L'ex-chef de l'Etat venait d'obtenir un non-lieu dans ce dossier instruit à Bordeaux, mais cherchait à faire annuler par la haute juridiction la saisie de ses agendas présidentiels, susceptibles d'être utilisés dans d'autres dossiers.

- "Blessé" -

Par l'entremise de Me Herzog il est soupçonné d'avoir cherché à obtenir des informations couvertes par le secret, voire à peser sur la décision de la Cour. En contrepartie, il aurait promis un "coup de pouce" à l'ex-haut magistrat Gilbert Azibert pour le poste de prestige convoité par ce dernier à Monaco, mais qu'il n'a jamais obtenu.

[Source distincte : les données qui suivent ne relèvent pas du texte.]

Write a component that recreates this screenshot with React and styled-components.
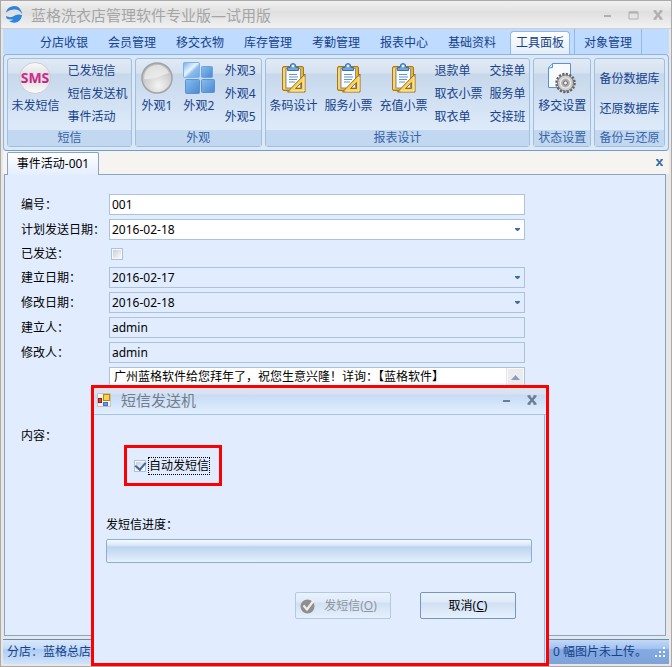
import React from 'react';
import styled, { createGlobalStyle } from 'styled-components';

const topTabs = ['分店收银', '会员管理', '移交衣物', '库存管理', '考勤管理', '报表中心', '基础资料', '工具面板'];

const LogoIcon = () => (
    <svg width="18" height="18" viewBox="0 0 18 18" aria-hidden="true">
        <path d="M1 6.500 A8 8 0 0 1 16 4.500 Q17 6 17.200 8 Q14 3.200 9 3.600 Q4.500 3.800 1 6.500 Z" fill="#2e86dc"/>
        <path d="M1 10 Q4.500 12 8 10.500 Q12 7.500 17 9 Q16.500 14 12.500 16 Q8 18 4 15 Q7 15 8.500 13.200 Q4.500 14 1.500 12.500 Z" fill="#2e86dc"/>
    </svg>
);

const SmsIcon = () => (
    <svg width="32" height="32" viewBox="0 0 32 32">
        <defs>
            <linearGradient id="smsBall" x1="0" y1="0" x2="0" y2="1">
                <stop offset="0" stopColor="#fafafa"/>
                <stop offset="0.5" stopColor="#dcdcde"/>
                <stop offset="1" stopColor="#fdfdfd"/>
            </linearGradient>
            <linearGradient id="smsText" x1="0" y1="0" x2="0" y2="1">
                <stop offset="0" stopColor="#e0359f"/>
                <stop offset="1" stopColor="#b8197c"/>
            </linearGradient>
        </defs>
        <circle cx="16" cy="16" r="15.500" fill="url(#smsBall)" stroke="#c9ced6"/>
        <SmsText x="16" y="21" textAnchor="middle">SMS</SmsText>
    </svg>
);

const BallIcon = () => (
    <svg width="32" height="32" viewBox="0 0 32 32">
        <defs>
            <radialGradient id="ball" cx="0.55" cy="0.75" r="0.75">
                <stop offset="0" stopColor="#f4f4f4"/>
                <stop offset="0.6" stopColor="#cfcfcf"/>
                <stop offset="1" stopColor="#b5b5b5"/>
            </radialGradient>
        </defs>
        <circle cx="16" cy="16" r="15" fill="url(#ball)" stroke="#a3a3a3" strokeWidth="1.500"/>
        <path d="M3 17 A13 13 0 0 1 28 11 Q24 12 20 14 Q12 18 3 17 Z" fill="#f3f3f3" opacity="0.65"/>
    </svg>
);

const SquaresIcon = () => (
    <svg width="32" height="32" viewBox="0 0 32 32">
        <defs>
            <linearGradient id="sqLight" x1="0" y1="0" x2="1" y2="1">
                <stop offset="0" stopColor="#74b0ea"/>
                <stop offset="0.45" stopColor="#eaf4fd"/>
                <stop offset="0.6" stopColor="#8bbdee"/>
                <stop offset="1" stopColor="#6ba5e2"/>
            </linearGradient>
            <linearGradient id="sqBlue" x1="0" y1="0" x2="1" y2="1">
                <stop offset="0" stopColor="#8abdf0"/>
                <stop offset="1" stopColor="#4988cf"/>
            </linearGradient>
        </defs>
        <rect x="0.500" y="0.500" width="16" height="15" rx="1" fill="url(#sqLight)" stroke="#7fb2e6"/>
        <rect x="18.500" y="4.500" width="11" height="11" rx="1" fill="url(#sqBlue)" stroke="#6fa4de"/>
        <rect x="2.500" y="17.500" width="14" height="14" rx="1" fill="url(#sqBlue)" stroke="#5b94d6"/>
        <rect x="18.500" y="17.500" width="13" height="13" rx="1" fill="url(#sqBlue)" stroke="#5b94d6"/>
    </svg>
);

const ClipboardIcon = () => (
    <svg width="32" height="32" viewBox="0 0 32 32">
        <rect x="5.500" y="4.500" width="21" height="24" rx="1.500" fill="#f0b429" stroke="#a8741a"/>
        <path d="M7 6 V27" stroke="#ffe08a" strokeWidth="1.500"/>
        <path d="M9 6.500 H23.500 V26 H9 Z" fill="#fafdff" stroke="#7693b8"/>
        <path d="M12 12.500 h8 M12 15 h9 M12 17.500 h8 M12 20 h6" stroke="#6a93c6" strokeWidth="1"/>
        <path d="M10.500 8.500 V5.500 H13 Q13 1.500 16 1.500 Q19 1.500 19 5.500 H21.500 V8.500 Z" fill="#6ea6dd" stroke="#3f6fa8"/>
        <circle cx="16" cy="4" r="1.200" fill="#eef6ff"/>
        <path d="M28 12 V30 H10.500 Z M24.500 20.500 L18.500 26.500 H24.500 Z" fill="#f8d45c" stroke="#a06a1e" fillRule="evenodd"/>
        <path d="M27 15 V29 H13.500" fill="none" stroke="#fff0ad" strokeWidth="1"/>
    </svg>
);

const GearPageIcon = () => (
    <svg width="32" height="32" viewBox="0 0 32 32">
        <path d="M6.500 1.500 H24.500 V25.500 H2.500 V5.500 Z" fill="#f7fbff" stroke="#5b92cf"/>
        <path d="M2.500 6 L6.500 5.500 V1.500" fill="#d4e6f8" stroke="#5b92cf"/>
        <circle cx="19.500" cy="21" r="9" fill="none" stroke="#626262" strokeWidth="2.500" strokeDasharray="2.200 1.334"/>
        <circle cx="19.500" cy="21" r="8" fill="#cdcdcd" stroke="#757575"/>
        <circle cx="19.500" cy="21" r="5" fill="#b0b0b0" stroke="#ececec" strokeWidth="1.200"/>
        <circle cx="19.500" cy="21" r="2" fill="#f2f4f6" stroke="#6a6a6a"/>
    </svg>
);

const FormIcon = () => (
    <svg width="14" height="14" viewBox="0 0 14 14" aria-hidden="true">
        <path d="M0.500 0.500 h13 v13 h-13 z" fill="#f4f2ef" stroke="#c5c2be"/>
        <rect x="6.500" y="1.500" width="6" height="6" fill="#fbd04b" stroke="#b98512"/>
        <rect x="1.500" y="5.500" width="3" height="4" fill="#d9472f" stroke="#9b1c10"/>
        <rect x="6.500" y="9.500" width="4" height="3" fill="#5b9bf0" stroke="#3b74c4"/>
    </svg>
);

const CheckBallIcon = () => (
    <svg width="16" height="16" viewBox="0 0 16 16" aria-hidden="true">
        <circle cx="7.500" cy="8.500" r="7" fill="#8f8f8f"/>
        <path d="M3.500 7.500 L7 11.500 L14 2" fill="none" stroke="#eeeeea" strokeWidth="2.200"/>
    </svg>
);

const ArrowDown = () => (
    <svg width="5" height="3" viewBox="0 0 5 3"><path d="M0 0 H5 V1 L3 3 H2 L0 1 Z" fill="#3a6ea5"/></svg>
);

const ArrowUp = () => (
    <svg width="9" height="5" viewBox="0 0 9 5"><path d="M0 5 L4.500 0 L9 5 Z" fill="#8e9cc4"/></svg>
);

const MinIcon = () => (
    <svg width="12" height="12" viewBox="0 0 12 12"><path d="M2 6 h7 v2 h-7 z" fill="currentColor"/></svg>
);

const MaxIcon = () => (
    <svg width="12" height="12" viewBox="0 0 12 12">
        <path d="M2 3 h9 v7 h-9 z" fill="none" stroke="currentColor"/>
        <path d="M2 3.500 h9" stroke="currentColor" strokeWidth="2"/>
    </svg>
);

const CloseIcon = ({ size = 12 }) => (
    <svg width={size} height={size} viewBox="0 0 12 12">
        <path d="M2.500 2 L9.500 10 M9.500 2 L2.500 10" stroke="currentColor" strokeWidth="2.500"/>
        <path d="M1.500 2 h3 M7.500 2 h3 M1.500 10 h3 M7.500 10 h3" stroke="currentColor" strokeWidth="1.500"/>
    </svg>
);

const GripIcon = () => (
    <svg width="11" height="11" viewBox="0 0 11 11" aria-hidden="true">
        <path d="M8 0h2v2h-2z M4 4h2v2h-2z M8 4h2v2h-2z M0 8h2v2h-2z M4 8h2v2h-2z M8 8h2v2h-2z" fill="#f2f7ff"/>
    </svg>
);

const BigItem = ({ icon, text }) => (
    <BigButton type="button">
        {icon}
        {text}
    </BigButton>
);

const SmallItems = ({ items, spread }) => (
    <SmallColumn $spread={spread}>
        {items.map((item) => <SmallButton type="button" key={item}>{item}</SmallButton>)}
    </SmallColumn>
);

const Group = ({ title, size, gap, children }) => (
    <GroupBox $size={size} aria-label={title}>
        <GroupItems $gap={gap}>{children}</GroupItems>
        <GroupTitle>{title}</GroupTitle>
    </GroupBox>
);

const TextField = ({ id, label, value, readOnly, date }) => (
    <>
        <Label htmlFor={id}>{label}</Label>
        <Field $readOnly={readOnly}>
            <FieldInput id={id} type="text" defaultValue={value} readOnly={readOnly}/>
            {date && <DropButton type="button" aria-label="选择日期"><ArrowDown/></DropButton>}
        </Field>
    </>
);

const SmsDialog = () => (
    <Dialog role="dialog" aria-labelledby="smsTitle">
        <DialogHeader>
            <FormIcon/>
            <DialogTitle id="smsTitle">短信发送机</DialogTitle>
            <DialogTool type="button" aria-label="最小化"><MinIcon/></DialogTool>
            <DialogTool type="button" aria-label="关闭"><CloseIcon/></DialogTool>
        </DialogHeader>
        <DialogBody>
            <Highlight>
                <CheckBox id="autoSend" type="checkbox" defaultChecked/>
                <FocusLabel htmlFor="autoSend">自动发短信</FocusLabel>
            </Highlight>
            <ProgressLabel htmlFor="progress">发短信进度：</ProgressLabel>
            <ProgressBar id="progress" value="0" max="100"/>
            <DialogButtons>
                <DialogButton type="button" disabled>
                    <CheckBallIcon/>
                    <span>发短信(<u>O</u>)</span>
                </DialogButton>
                <DialogButton type="button"><span>取消(<u>C</u>)</span></DialogButton>
            </DialogButtons>
        </DialogBody>
    </Dialog>
);

const App = () => {
    return (
        <Window>
            <GlobalStyle/>
            <TitleBar>
                <LogoIcon/>
                <Title>蓝格洗衣店管理软件专业版—试用版</Title>
                <TitleTool type="button" aria-label="最小化"><MinIcon/></TitleTool>
                <TitleTool type="button" aria-label="最大化"><MaxIcon/></TitleTool>
                <TitleTool type="button" aria-label="关闭"><CloseIcon/></TitleTool>
            </TitleBar>
            <Tabs>
                {topTabs.map((tab) => (
                    <Tab type="button" key={tab} $active={tab === '工具面板'}>{tab}</Tab>
                ))}
                <SideTab type="button">对象管理</SideTab>
            </Tabs>
            <Ribbon>
                <Group title="短信" size={125} gap={8}>
                    <BigItem icon={<SmsIcon/>} text="未发短信"/>
                    <SmallItems items={['已发短信', '短信发送机', '事件活动']}/>
                </Group>
                <Group title="外观" size={127} gap={10}>
                    <BigItem icon={<BallIcon/>} text="外观1"/>
                    <BigItem icon={<SquaresIcon/>} text="外观2"/>
                    <SmallItems items={['外观3', '外观4', '外观5']}/>
                </Group>
                <Group title="报表设计" size={268} gap={7}>
                    <BigItem icon={<ClipboardIcon/>} text="条码设计"/>
                    <BigItem icon={<ClipboardIcon/>} text="服务小票"/>
                    <BigItem icon={<ClipboardIcon/>} text="充值小票"/>
                    <SmallItems items={['退款单', '取衣小票', '取衣单']}/>
                    <SmallItems items={['交接单', '服务单', '交接班']}/>
                </Group>
                <Group title="状态设置" size={57} gap={0}>
                    <BigItem icon={<GearPageIcon/>} text="移交设置"/>
                </Group>
                <Group title="备份与还原" size={70} gap={0}>
                    <SmallItems items={['备份数据库', '还原数据库']} spread/>
                </Group>
            </Ribbon>
            <DocTabs>
                <DocTab type="button">事件活动-001</DocTab>
                <DocClose type="button" aria-label="关闭"><CloseIcon size={9}/></DocClose>
            </DocTabs>
            <Page>
                <Form>
                    <TextField id="code" label="编号：" value="001"/>
                    <TextField id="planDate" label="计划发送日期：" value="2016-02-18" date/>
                    <Label htmlFor="sent">已发送：</Label>
                    <CheckCell><CheckBox id="sent" type="checkbox"/></CheckCell>
                    <TextField id="createDate" label="建立日期：" value="2016-02-17" readOnly date/>
                    <TextField id="editDate" label="修改日期：" value="2016-02-18" readOnly date/>
                    <TextField id="creator" label="建立人：" value="admin" readOnly/>
                    <TextField id="editor" label="修改人：" value="admin" readOnly/>
                    <Label htmlFor="content">内容：</Label>
                    <Memo>
                        <MemoText id="content" defaultValue="广州蓝格软件给您拜年了，祝您生意兴隆！详询：【蓝格软件】"/>
                        <MemoScroll><ScrollButton type="button" aria-label="向上"><ArrowUp/></ScrollButton></MemoScroll>
                    </Memo>
                </Form>
            </Page>
            <StatusBar>
                <StatusLeft>分店：蓝格总店</StatusLeft>
                <StatusRight>
                    0 幅图片未上传。
                    <GripIcon/>
                </StatusRight>
            </StatusBar>
            <SmsDialog/>
        </Window>
    );
};

const GlobalStyle = createGlobalStyle`
  * {
    box-sizing: border-box;
  }

  body {
    margin: 0;
    font-family: "Noto Sans", "Noto Sans CJK SC", sans-serif;
    font-size: 12px;
    line-height: 18px;
    color: #000;
  }

  button, input, textarea {
    font: inherit;
    color: inherit;
    margin: 0;
    padding: 0;
    border: none;
    background: none;
    white-space: nowrap;
  }

  svg {
    display: block;
    flex: none;
  }
`;

const SmsText = styled.text`
  font-family: "Noto Sans", sans-serif;
  font-size: 14px;
  font-weight: 700;
  fill: url(#smsText);
`;

const Window = styled.div`
  position: relative;
  display: flex;
  flex-direction: column;
  min-height: 100vh;
  padding: 0 2px 2px;
  border: 1px solid #aaa;
  background: #e8e7e4;
`;

const TitleBar = styled.header`
  display: flex;
  align-items: center;
  height: 28px;
  padding: 0 1px 0 4px;
  margin: 0 -2px;
  border-bottom: 1px solid #d0cfcd;
  background: linear-gradient(#f1f1f1, #e4e4e4 35%, #dfdfdf 40%, #f1f1f1);
  color: #b0b0b0;
`;

const Title = styled.h1`
  flex: 1;
  margin: 0 0 0 8px;
  font-size: 15px;
  font-weight: 400;
  line-height: 20px;
  color: #a5a5a5;
`;

const TitleTool = styled.button`
  display: flex;
  justify-content: center;
  width: 25px;
  padding: 4px 0;
`;

const Tabs = styled.nav`
  display: flex;
  align-items: flex-end;
  height: 25px;
  padding-left: 27px;
  background: #bfdbff;
  color: #15428b;
`;

const Tab = styled.button`
  position: relative;
  width: 60px;
  height: 23px;
  margin: 0 4px;
  border: 1px solid ${({ $active }) => ($active ? '#8db8ea' : 'transparent')};
  border-bottom: none;
  border-radius: 4px 4px 0 0;
  background: ${({ $active }) => ($active ? 'linear-gradient(#fff, #e3edf8)' : 'none')};
`;

const SideTab = styled.button`
  width: 68px;
  height: 25px;
  padding-top: 2px;
  border: solid #8fb9ea;
  border-width: 0 1px;
`;

const Ribbon = styled.section`
  display: flex;
  gap: 3px;
  height: 97px;
  padding: 3px;
  border: 1px solid #8db2e3;
  border-bottom-color: #6f9dd0;
  border-radius: 4px;
  background: #dbe8f7;
  color: #15428b;
`;

const GroupBox = styled.section`
  display: flex;
  flex-direction: column;
  flex: ${({ $size }) => $size} 1 0;
  min-width: 0;
  border: 1px solid #9fbfdc;
  border-radius: 3px;
  background: linear-gradient(#e1eaf5, #d6e2f0 14px, #c7d8ec 15px, #deebfa 73px);
`;

const GroupItems = styled.div`
  display: flex;
  flex: 1;
  justify-content: center;
  gap: ${({ $gap }) => $gap}px;
  padding-top: 3px;
`;

const GroupTitle = styled.div`
  height: 16px;
  line-height: 16px;
  text-align: center;
  white-space: nowrap;
  background: #c1d8f0;
  color: #3764a8;
`;

const BigButton = styled.button`
  display: flex;
  flex-direction: column;
  align-items: center;
  gap: 3px;
  align-self: flex-start;
`;

const SmallColumn = styled.div`
  display: flex;
  flex-direction: column;
  gap: ${({ $spread }) => ($spread ? 12 : 5)}px;
  padding-top: ${({ $spread }) => ($spread ? 8 : 0)}px;
`;

const SmallButton = styled.button`
  height: 18px;
  text-align: left;
`;

const DocTabs = styled.div`
  display: flex;
  align-items: flex-end;
  justify-content: space-between;
  height: 23px;
  padding: 0 5px 0 4px;
  background: #f5f4f1;
`;

const DocTab = styled.button`
  position: relative;
  z-index: 1;
  width: 92px;
  height: 23px;
  margin-bottom: -1px;
  border: 1px solid #8ba1c6;
  border-bottom: none;
  border-radius: 2px 2px 0 0;
  background: linear-gradient(#fff, #e3eeff);
`;

const DocClose = styled.button`
  align-self: center;
  color: #3b6fb0;
`;

const Page = styled.main`
  flex: 1;
  margin: 0 3px 3px 1px;
  padding: 19px 16px;
  border: 1px solid #8ba3ca;
  background: #e1edff;
`;

const Form = styled.form`
  display: grid;
  grid-template-columns: 88px minmax(0, 416px);
  align-items: center;
  row-gap: 4px;
`;

const Label = styled.label`
  white-space: nowrap;
`;

const Field = styled.div`
  display: flex;
  height: 21px;
  border: 1px solid #abc1de;
  background: ${({ $readOnly }) => ($readOnly ? 'transparent' : '#fff')};
`;

const FieldInput = styled.input`
  flex: 1;
  min-width: 0;
  padding: 0 2px;
  outline: none;
`;

const DropButton = styled.button`
  display: flex;
  align-items: center;
  justify-content: center;
  width: 14px;
`;

const CheckCell = styled.div`
  display: flex;
  align-items: center;
  height: 19px;
  padding-left: 2px;
`;

const CheckBox = styled.input`
  appearance: none;
  display: grid;
  place-content: center;
  flex: none;
  width: 12px;
  height: 12px;
  border: 1px solid #abc1de;
  background: linear-gradient(135deg, #c9ced6, #fbfbfb) content-box, #f6f8fb;
  padding: 1px;

  &:checked::before {
    content: '';
    width: 5px;
    height: 8px;
    margin-bottom: 2px;
    border: solid #3f6597;
    border-width: 0 2px 2px 0;
    transform: rotate(40deg);
  }
`;

const Memo = styled.div`
  display: flex;
  height: 138px;
  border: 1px solid #abc1de;
  background: #fff;
`;

const MemoText = styled.textarea`
  flex: 1;
  min-width: 0;
  padding: 0 4px;
  resize: none;
  outline: none;
  overflow: hidden;
`;

const MemoScroll = styled.div`
  width: 18px;
  padding: 1px;
  border-left: 1px solid #e6e6e6;
  background: #f8f8f8;
`;

const ScrollButton = styled.button`
  display: flex;
  align-items: center;
  justify-content: center;
  width: 100%;
  height: 16px;
  background: #ececee;
`;

const StatusBar = styled.footer`
  display: flex;
  align-items: stretch;
  height: 25px;
  border-top: 1px solid #5f8ec2;
  line-height: 24px;
  color: #15428b;
`;

const StatusLeft = styled.div`
  flex: 1;
  padding-left: 4px;
  background: linear-gradient(#d9e8fb, #c5dcf8 35%, #afcdf3 40%, #cfe3fb);
`;

const StatusRight = styled.div`
  display: flex;
  align-items: center;
  justify-content: space-between;
  width: 120px;
  padding: 0 3px 0 4px;
  background: linear-gradient(#c2d9f8, #a4c4f0 35%, #83aae2 40%, #7ea3da);
`;

const Dialog = styled.section`
  position: absolute;
  left: 90px;
  bottom: 0;
  z-index: 2;
  display: flex;
  flex-direction: column;
  width: 458px;
  height: 281px;
  border: 3px solid #f00;
  background: #e1edff;
`;

const DialogHeader = styled.header`
  display: flex;
  align-items: center;
  height: 27px;
  padding: 0 2px 3px 3px;
  border-bottom: 1px solid #9dc4ec;
  background: linear-gradient(#e2e2ef, #d9e2f2 6px, #c6dbf5 7px, #e4efff);
  color: #6c7c92;
`;

const DialogTitle = styled.h2`
  flex: 1;
  margin: 0 0 0 10px;
  font-size: 15px;
  font-weight: 400;
  line-height: 20px;
  color: #747d8a;
`;

const DialogTool = styled.button`
  display: flex;
  justify-content: center;
  width: 25px;
`;

const DialogBody = styled.div`
  display: flex;
  flex-direction: column;
  align-items: flex-start;
  flex: 1;
  margin-right: 1px;
  padding: 30px 12px;
  border-right: 1px solid #94b8e2;
`;

const Highlight = styled.div`
  display: flex;
  align-items: center;
  gap: 2px;
  width: 98px;
  height: 41px;
  margin-left: 18px;
  padding-left: 7px;
  border: 3px solid #f00;
`;

const FocusLabel = styled.label`
  border: 1px dotted #000;
  line-height: 16px;
  white-space: nowrap;
`;

const ProgressLabel = styled.label`
  margin-top: 30px;
`;

const ProgressBar = styled.progress`
  appearance: none;
  width: 100%;
  height: 24px;
  margin-top: 5px;
  border: 1px solid #8aaed8;
  border-radius: 2px;
  background: linear-gradient(#f6faff, #dce9f9 5px, #bdd4f0 7px, #e6f0fd);

  &::-webkit-progress-bar {
    background: transparent;
  }
`;

const DialogButtons = styled.div`
  display: flex;
  align-self: flex-end;
  gap: 29px;
  margin: 29px 16px 0 0;
`;

const DialogButton = styled.button`
  display: flex;
  align-items: center;
  justify-content: center;
  gap: 8px;
  width: 96px;
  height: 27px;
  border: 1px solid #7396c4;
  border-radius: 2px;
  background: linear-gradient(#e9f2fd, #dfebf9 9px, #d0e0f3 10px, #e6f0fd);

  &:disabled {
    padding-right: 9px;
    border-color: #b4c8e2;
    color: #8f959e;
  }
`;

export default App;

Dans ce dossier, il n'y a "pas un centime en cause, pas un", insiste Nicolas Sarkozy. La Cour de cassation ne lui a pas donné raison et à Monaco "tout le monde" a dit qu'il n'était pas intervenu. "C'est une folie de voir un pacte de corruption", crie-t-il presque, qualifiant l'affaire de "grotesque".

La présidente Christine Mée insiste sur "des propos qui interrogent" dans les écoutes, selon lesquels "Gilbert Azibert rencontre des conseillers" amenés à se prononcer sur son pourvoi. L'ancien président évacue.

Thierry Herzog voulait juste le "rassurer"... "comme l'année 2014 n'a pas été sur un plan judiciaire un très bon cru", ironise Nicolas Sarkozy.

"J'étais à 100 milliards de lieues de penser qu'on était en train de faire quelque chose de mal", poursuit-il.

De la même manière, quand Thierry Herzog lui demande de "donner un coup de pouce à M. Azibert, que j'ai vu trois fois dans ma vie, (...) je dis oui" car "ma vie a été de donner des coups de pouce, parce que ma vie c'est 40 ans de politique", fait valoir l'ex-président.

Le parquet national financier prendra ses réquisitions mardi. En octobre 2017, il avait comparé les méthodes de Nicolas Sarkozy à celles d'"un délinquant chevronné". Cette formule, "ça n'est pas passé", reconnaît l'ex-président.

Retraité de la vie politique depuis 2016, l'ex-président encourt, comme ses deux co-prévenus, dix ans d'emprisonnement et un million d'euros d'amende pour corruption et trafic d'influence.

Le procès doit s'achever jeudi soir.